Die Band beginnt mit der aktuellen Single „Where are you?“, bei der sich die Geister der verschiedenen Chameleons-Fans aber sowas von streiten. Zu meiner großen Überraschung und Freude ist die Nummer aber entgegen der Studioversion in ein Soundgewand der späten 80er Jahre gekleidet, und die anfänglich gedämpfte Euphorie ist kurzum wieder klar in der Halle spürbar.
„In Shreds“ wird uns danach mit voller Härte entgegengeschleudert, weil wir es nicht anders verdient haben. Und „Second Skin“ wird zu einer Zeremonie, die so wundervoll ausgedehnt wird, weil der Moment (und das Stück) sonst viel zu schnell vorüber wäre.

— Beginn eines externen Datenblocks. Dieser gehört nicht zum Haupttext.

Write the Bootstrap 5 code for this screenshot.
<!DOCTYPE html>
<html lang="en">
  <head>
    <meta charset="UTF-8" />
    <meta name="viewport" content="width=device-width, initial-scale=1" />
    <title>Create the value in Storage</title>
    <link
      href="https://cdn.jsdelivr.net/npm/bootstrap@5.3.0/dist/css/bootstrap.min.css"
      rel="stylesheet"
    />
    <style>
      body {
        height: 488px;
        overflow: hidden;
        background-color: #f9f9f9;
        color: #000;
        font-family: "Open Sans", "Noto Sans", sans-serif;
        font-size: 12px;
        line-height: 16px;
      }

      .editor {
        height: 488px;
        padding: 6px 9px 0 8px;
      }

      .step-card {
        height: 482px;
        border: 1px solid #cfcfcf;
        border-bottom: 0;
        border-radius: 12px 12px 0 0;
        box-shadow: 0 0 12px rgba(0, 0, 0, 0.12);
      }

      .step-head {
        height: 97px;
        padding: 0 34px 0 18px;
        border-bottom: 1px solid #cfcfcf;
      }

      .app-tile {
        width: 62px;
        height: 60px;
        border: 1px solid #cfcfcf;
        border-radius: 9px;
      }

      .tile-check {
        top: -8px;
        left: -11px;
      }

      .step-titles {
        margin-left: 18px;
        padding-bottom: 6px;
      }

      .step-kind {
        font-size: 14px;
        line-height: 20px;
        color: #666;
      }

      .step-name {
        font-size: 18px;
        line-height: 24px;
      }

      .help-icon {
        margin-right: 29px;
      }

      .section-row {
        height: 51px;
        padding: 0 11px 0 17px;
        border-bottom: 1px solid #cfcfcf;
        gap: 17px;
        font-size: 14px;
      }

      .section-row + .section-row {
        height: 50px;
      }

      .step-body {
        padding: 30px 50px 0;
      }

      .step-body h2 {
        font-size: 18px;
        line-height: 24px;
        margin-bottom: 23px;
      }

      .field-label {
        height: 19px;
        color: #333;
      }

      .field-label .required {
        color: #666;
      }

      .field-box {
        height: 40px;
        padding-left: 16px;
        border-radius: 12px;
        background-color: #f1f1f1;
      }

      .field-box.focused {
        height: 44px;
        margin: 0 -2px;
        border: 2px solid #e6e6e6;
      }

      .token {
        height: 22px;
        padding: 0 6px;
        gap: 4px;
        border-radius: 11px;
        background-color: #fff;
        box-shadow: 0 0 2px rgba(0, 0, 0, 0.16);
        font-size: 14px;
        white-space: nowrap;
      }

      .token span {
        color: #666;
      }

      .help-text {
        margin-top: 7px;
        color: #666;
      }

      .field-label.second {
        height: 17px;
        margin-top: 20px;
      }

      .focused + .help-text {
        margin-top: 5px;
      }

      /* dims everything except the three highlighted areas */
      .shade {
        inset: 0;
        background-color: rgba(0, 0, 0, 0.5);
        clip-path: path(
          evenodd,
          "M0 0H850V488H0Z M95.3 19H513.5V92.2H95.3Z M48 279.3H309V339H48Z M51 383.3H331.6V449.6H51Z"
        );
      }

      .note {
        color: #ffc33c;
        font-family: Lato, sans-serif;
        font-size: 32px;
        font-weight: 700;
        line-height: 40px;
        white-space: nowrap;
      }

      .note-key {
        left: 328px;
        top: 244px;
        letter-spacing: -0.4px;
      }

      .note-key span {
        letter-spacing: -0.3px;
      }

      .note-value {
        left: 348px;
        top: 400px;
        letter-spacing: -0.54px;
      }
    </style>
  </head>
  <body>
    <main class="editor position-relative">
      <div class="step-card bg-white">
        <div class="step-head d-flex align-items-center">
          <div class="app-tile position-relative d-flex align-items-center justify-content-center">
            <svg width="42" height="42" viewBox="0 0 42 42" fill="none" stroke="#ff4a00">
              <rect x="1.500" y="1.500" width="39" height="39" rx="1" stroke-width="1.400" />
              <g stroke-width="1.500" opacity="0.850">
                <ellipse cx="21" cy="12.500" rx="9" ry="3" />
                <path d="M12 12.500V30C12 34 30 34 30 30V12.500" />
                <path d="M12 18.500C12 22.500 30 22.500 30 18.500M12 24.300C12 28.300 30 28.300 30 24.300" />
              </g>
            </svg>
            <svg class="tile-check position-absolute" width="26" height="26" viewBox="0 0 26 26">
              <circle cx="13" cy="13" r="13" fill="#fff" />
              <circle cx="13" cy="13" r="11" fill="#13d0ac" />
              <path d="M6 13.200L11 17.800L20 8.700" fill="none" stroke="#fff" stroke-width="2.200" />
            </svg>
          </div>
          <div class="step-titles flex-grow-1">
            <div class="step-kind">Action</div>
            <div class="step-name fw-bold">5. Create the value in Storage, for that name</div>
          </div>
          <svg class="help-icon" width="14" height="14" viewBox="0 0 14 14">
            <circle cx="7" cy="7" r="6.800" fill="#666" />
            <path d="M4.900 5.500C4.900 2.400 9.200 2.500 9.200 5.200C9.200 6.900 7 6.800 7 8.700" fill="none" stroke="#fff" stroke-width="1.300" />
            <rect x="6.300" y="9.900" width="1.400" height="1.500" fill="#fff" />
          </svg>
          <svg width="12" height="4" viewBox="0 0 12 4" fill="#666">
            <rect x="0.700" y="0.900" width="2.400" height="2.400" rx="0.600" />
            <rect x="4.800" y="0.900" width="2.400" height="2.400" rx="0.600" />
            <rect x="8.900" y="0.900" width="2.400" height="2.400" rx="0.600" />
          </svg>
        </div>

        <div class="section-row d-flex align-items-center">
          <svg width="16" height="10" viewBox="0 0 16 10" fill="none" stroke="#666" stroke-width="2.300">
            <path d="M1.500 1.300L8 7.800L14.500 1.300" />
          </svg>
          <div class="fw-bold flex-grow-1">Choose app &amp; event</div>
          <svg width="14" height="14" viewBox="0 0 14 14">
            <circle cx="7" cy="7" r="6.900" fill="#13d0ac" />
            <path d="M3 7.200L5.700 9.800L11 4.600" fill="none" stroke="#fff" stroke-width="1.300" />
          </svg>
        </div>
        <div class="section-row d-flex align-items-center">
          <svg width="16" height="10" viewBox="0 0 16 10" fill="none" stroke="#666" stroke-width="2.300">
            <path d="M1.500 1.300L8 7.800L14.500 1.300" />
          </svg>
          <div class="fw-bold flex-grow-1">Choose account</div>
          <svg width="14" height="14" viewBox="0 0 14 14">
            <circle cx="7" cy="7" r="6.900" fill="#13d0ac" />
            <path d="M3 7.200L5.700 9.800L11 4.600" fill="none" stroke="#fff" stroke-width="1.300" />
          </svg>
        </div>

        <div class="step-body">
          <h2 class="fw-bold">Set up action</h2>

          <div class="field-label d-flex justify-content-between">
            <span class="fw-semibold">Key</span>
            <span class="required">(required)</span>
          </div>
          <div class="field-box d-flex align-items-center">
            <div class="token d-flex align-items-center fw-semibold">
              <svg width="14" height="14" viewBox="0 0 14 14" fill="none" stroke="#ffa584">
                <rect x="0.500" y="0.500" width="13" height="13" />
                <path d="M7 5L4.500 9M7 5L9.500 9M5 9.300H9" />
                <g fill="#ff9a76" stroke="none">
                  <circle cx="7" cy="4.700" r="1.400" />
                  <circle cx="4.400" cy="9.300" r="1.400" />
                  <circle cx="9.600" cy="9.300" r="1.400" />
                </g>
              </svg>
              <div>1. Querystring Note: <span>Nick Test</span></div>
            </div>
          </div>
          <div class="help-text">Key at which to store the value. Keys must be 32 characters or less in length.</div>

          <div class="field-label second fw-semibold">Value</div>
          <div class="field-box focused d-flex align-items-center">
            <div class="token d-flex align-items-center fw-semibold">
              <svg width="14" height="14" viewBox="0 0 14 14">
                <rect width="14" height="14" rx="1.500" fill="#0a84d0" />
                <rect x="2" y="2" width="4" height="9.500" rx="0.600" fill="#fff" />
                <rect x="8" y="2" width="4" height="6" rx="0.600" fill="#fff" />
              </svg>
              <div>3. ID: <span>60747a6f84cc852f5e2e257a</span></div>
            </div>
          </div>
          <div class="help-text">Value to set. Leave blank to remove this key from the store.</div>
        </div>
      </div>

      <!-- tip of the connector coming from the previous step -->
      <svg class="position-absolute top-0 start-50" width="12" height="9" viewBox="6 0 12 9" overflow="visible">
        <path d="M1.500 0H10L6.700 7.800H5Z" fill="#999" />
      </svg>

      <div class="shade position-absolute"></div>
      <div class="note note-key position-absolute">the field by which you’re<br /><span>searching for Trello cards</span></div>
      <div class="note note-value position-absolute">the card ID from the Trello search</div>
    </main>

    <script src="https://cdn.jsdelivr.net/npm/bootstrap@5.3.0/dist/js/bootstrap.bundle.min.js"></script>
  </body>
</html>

Mark hat seinen Bass mittlerweile an Danny Ashberry übergeben, da zum Showdown anscheinend keine Tasten mehr benötigt werden, und bewegt sich frei und voller Energie auf der gesamten Bühne: charismatisch, manchmal etwas heroisch oder pathetisch, aber immer wie ein beschützender Freund. Es fühlt sich an, wie ein traditionelles Familientreffen.
Ich möchte keine Sekunde mehr verpassen, ignoriere meinen Drang nach Toilette und frischem Bier (….bin ich eigentlich schon wieder mit Holen dran..?). Mit „Don’t Fall“ in allerbester Liveversion beenden The Chameleons ihren – unseren – Konzertabend.
Alle wissen ab dem ersten Ton, dass es das nach diesem Stück gewesen ist. Und obwohl wir noch nicht satt sind, lassen wir das Ende zu – dankbar und selig.
Und wir freuen uns auf ein baldiges Wiedersehen – hoffentlich 2025 – mit neuen Überraschungen, die unsere Herzen erfüllen. Dann wird das nächste Chameleons-Konzert wieder das Beste, das ich je gesehen habe.
The Chameleons are Reg Smithies (guitar), Mark Burgess (bass, vocals, lyrics), Stephen Rice (guitar), Danny Ashberry (keyboards), and Todd Demma (drums).